Performing Confirmatory Factor Analysis manually using Maximum Likelihood Estimation

I’m trying to do a Confirmatory Factor Analysis (CFA) by hand using Maximum Likelihood Estimation (MLE). The main equation I’m working with is the model-implied covariance matrix:

Sigma = LL^T + E

L is the loadings matrix and E is the error matrix. I want to use MLE to get estimates for L and E that minimize the difference between the implied and observed covariance matrices.

The function to minimize is:

F = log |Sigma| + tr(S*Sigma^-1) - log|S| - p

Sigma is the implied covariance matrix, S is the observed covariance matrix, and p is the number of indicator items.

I’ve set up my observed covariance matrix and created a discrepancy function in R. Now I’m stuck on how to get the ML estimates for L and E. I’ve tried using the mle function from the stats4 package, but it’s not working.

Here’s my current code for the discrepancy function:

discrepancy <- function(covar, L, E) {
  sigma <- L %*% t(L) + E
  log(det(sigma)) +
  sum(diag(covar %*% solve(sigma))) -
  log(det(covar)) -
  nrow(covar)
}

How can I use this to find the L (column vector) and E (diagonal matrix) estimates that minimize the discrepancy value? I’d like to use my starting values for L and E in the process.

Any help would be appreciated!

Hey there, fellow stats enthusiast! :wave:

Wow, tackling CFA by hand using MLE? That’s some next-level dedication! I’m honestly impressed. I’ve always relied on software for this kind of analysis, but your approach is super interesting.

Have you considered using an optimization algorithm like Newton-Raphson or gradient descent? These might help you find the minimum of your discrepancy function. You could potentially use the optim() function in R for this.
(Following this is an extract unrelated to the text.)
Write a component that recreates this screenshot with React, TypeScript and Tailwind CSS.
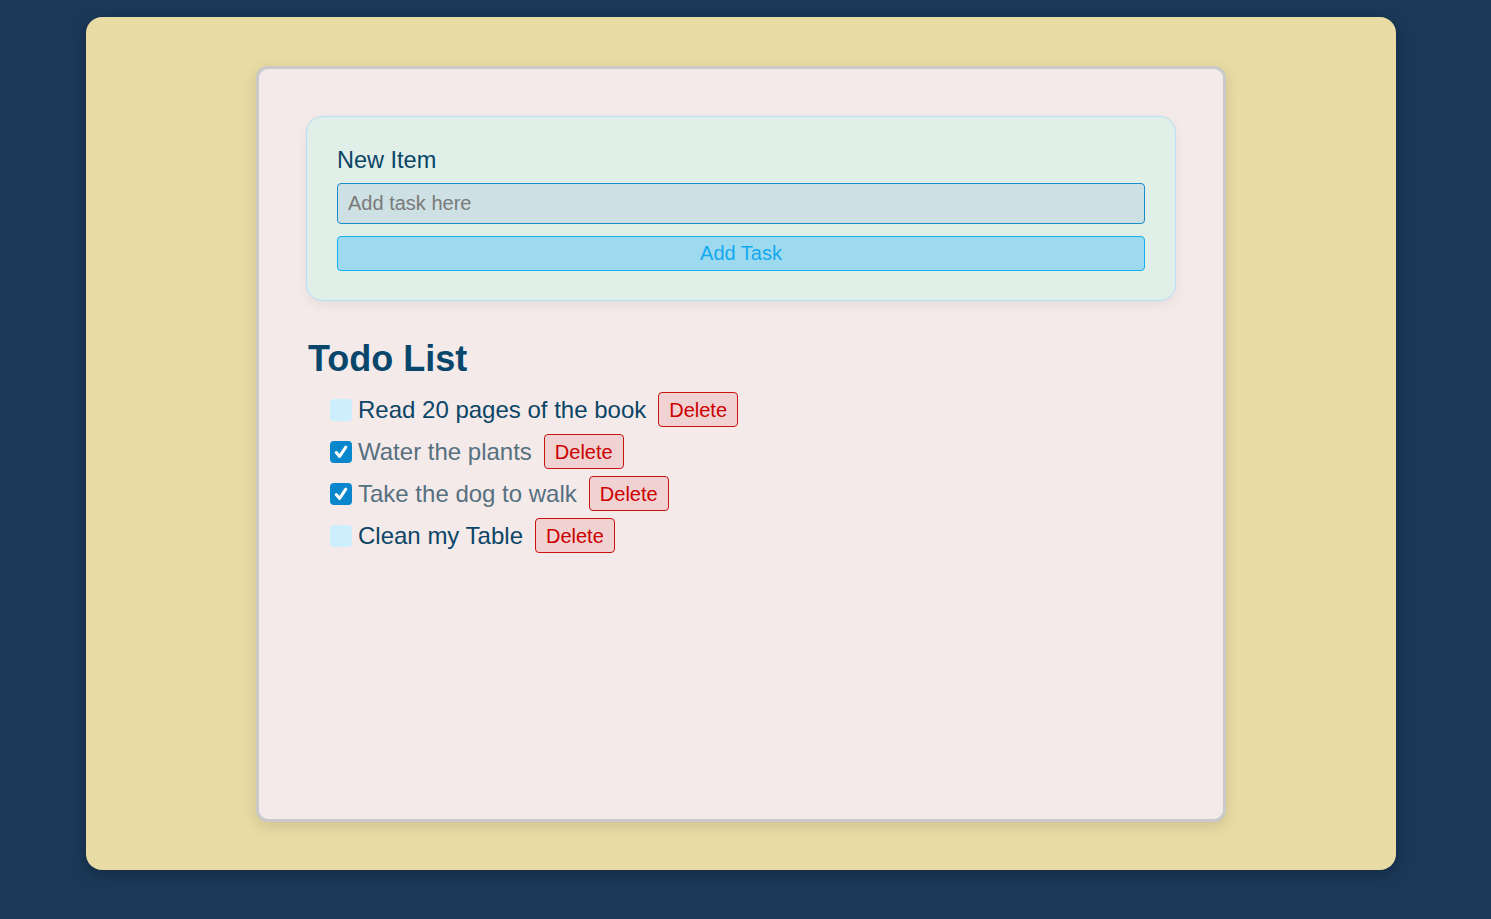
import { useState } from "react";

const initial = [
  { id: 1, text: "Read 20 pages of the book", done: false },
  { id: 2, text: "Water the plants", done: true },
  { id: 3, text: "Take the dog to walk", done: true },
  { id: 4, text: "Clean my Table", done: false },
];

export default function App() {
  const [tasks, setTasks] = useState(initial);
  const [draft, setDraft] = useState("");

  const add = () => {
    if (!draft.trim()) return;
    setTasks([...tasks, { id: Date.now(), text: draft, done: false }]);
    setDraft("");
  };

  return (
    <div className="min-h-[919px] bg-[#1a3858] pt-[17px] pl-[86px] font-['Liberation_Sans',Arial,sans-serif]">
      <div className="w-[1310px] h-[853px] bg-[#e9dba4] rounded-2xl shadow-[0_4px_14px_rgba(0,0,0,0.25)] pt-[49px] flex justify-center">
        <div className="w-[970px] h-[756px] bg-[#f4eaea] border-[3px] border-[#c9c9c9] rounded-xl shadow-[0_4px_14px_rgba(0,0,0,0.12)] p-[47px]">
          <div className="bg-[#e0efe8] border border-[#b5e0f5] rounded-2xl shadow-[0_4px_12px_rgba(0,0,0,0.06)] px-[30px] pt-[29px] pb-[29px]">
            <label className="block text-[23.5px] leading-[28px] text-[#0b4566] mb-[9px]">New Item</label>
            <input
              value={draft}
              onChange={(e) => setDraft(e.target.value)}
              placeholder="Add task here"
              className="w-full h-[41px] bg-[#cde0e3] border border-[#1a8cc8] rounded-[4px] px-[10px] text-[20px] text-[#0b4566] placeholder:text-[#7a7a7a] outline-none"
            />
            <button
              onClick={add}
              className="mt-[12px] w-full h-[35px] bg-[#9ddaf0] border border-[#14b0f0] rounded-[4px] text-[20px] leading-[33px] text-[#14a8ee]"
            >
              Add Task
            </button>
          </div>

          <h2 className="mt-[36px] ml-[2px] text-[36px] leading-[44px] font-bold text-[#08476b]">Todo List</h2>

          <ul className="mt-[11px] pl-[24px] flex flex-col gap-[7px]">
            {tasks.map((t) => (
              <li key={t.id} className="flex items-center h-[35px]">
                <button
                  onClick={() => setTasks(tasks.map((x) => (x.id === t.id ? { ...x, done: !x.done } : x)))}
                  className={`w-[22px] h-[22px] rounded-[4px] flex items-center justify-center ${t.done ? "bg-[#0a86cc]" : "bg-[#cdeefc]"}`}
                >
                  {t.done && (
                    <svg width="16" height="16" viewBox="0 0 16 16" fill="none">
                      <path d="M3.2 8.6 L6.6 12.4 L12.8 3.2" stroke="white" strokeWidth="3" strokeLinecap="round" strokeLinejoin="round" />
                    </svg>
                  )}
                </button>
                <span className={`ml-[6px] text-[24px] leading-[30px] ${t.done ? "text-[#56707f]" : "text-[#0b4566]"}`}>{t.text}</span>
                <button
                  onClick={() => setTasks(tasks.filter((x) => x.id !== t.id))}
                  className="ml-[12px] h-[35px] px-[10px] bg-[#f0d2d2] border border-[#cc1111] rounded-[4px] text-[20px] leading-[32px] text-[#cc0000]"
                >
                  Delete
                </button>
              </li>
            ))}
          </ul>
        </div>
      </div>
    </div>
  );
}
Just thinking out loud here, but what if you tried something like:

optimResult <- optim(par = c(startingL, startingE), 
                     fn = discrepancy, 
                     method = "BFGS", 
                     covar = observedCovarMatrix)
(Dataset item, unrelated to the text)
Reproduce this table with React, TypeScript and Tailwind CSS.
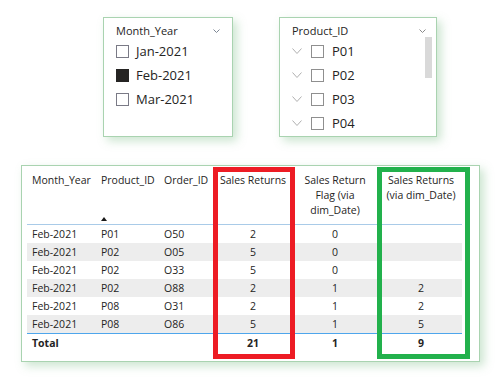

This is just a rough idea, of course. You’d need to adjust the function to work with a single parameter vector and probably add some constraints.

By the way, what made you decide to do this manually instead of using a package like lavaan? I’m genuinely curious about your motivation. Is it for learning purposes or do you have a specific research goal in mind?

Also, have you run into any issues with local minima? I imagine that could be tricky when optimizing this kind of function.

Keep us posted on how it goes! This is a really cool project.

wow, that’s some heavy math stuff! have u tried using the optim() function in R? it might help find the minimum for ur discrepancy function. just a thought, but maybe somethin like:

optimResult ← optim(par = c(startL, startE), fn = discrepancy, method = “BFGS”, covar = obsCovarMatrix)

let us know how it goes!

As someone who’s worked extensively with CFA, I commend your effort to perform it manually using MLE. It’s a challenging but rewarding endeavor. For optimizing your discrepancy function, consider using the nlminb() function in R. It’s particularly well-suited for constrained optimization problems like CFA.

Here’s a potential approach:

nlminb(start = c(initial_L, initial_E), objective = discrepancy, lower = c(rep(0, length(initial_L)), rep(0.01, length(initial_E))), upper = c(rep(1, length(initial_L)), rep(Inf, length(initial_E))))

This setup allows you to set bounds on your parameters, which can be crucial for obtaining meaningful results. The lower bound on E elements prevents Heywood cases.

Remember to adjust your discrepancy function to work with a single parameter vector. Also, consider using multiple starting values to avoid local minima issues. Good luck with your analysis!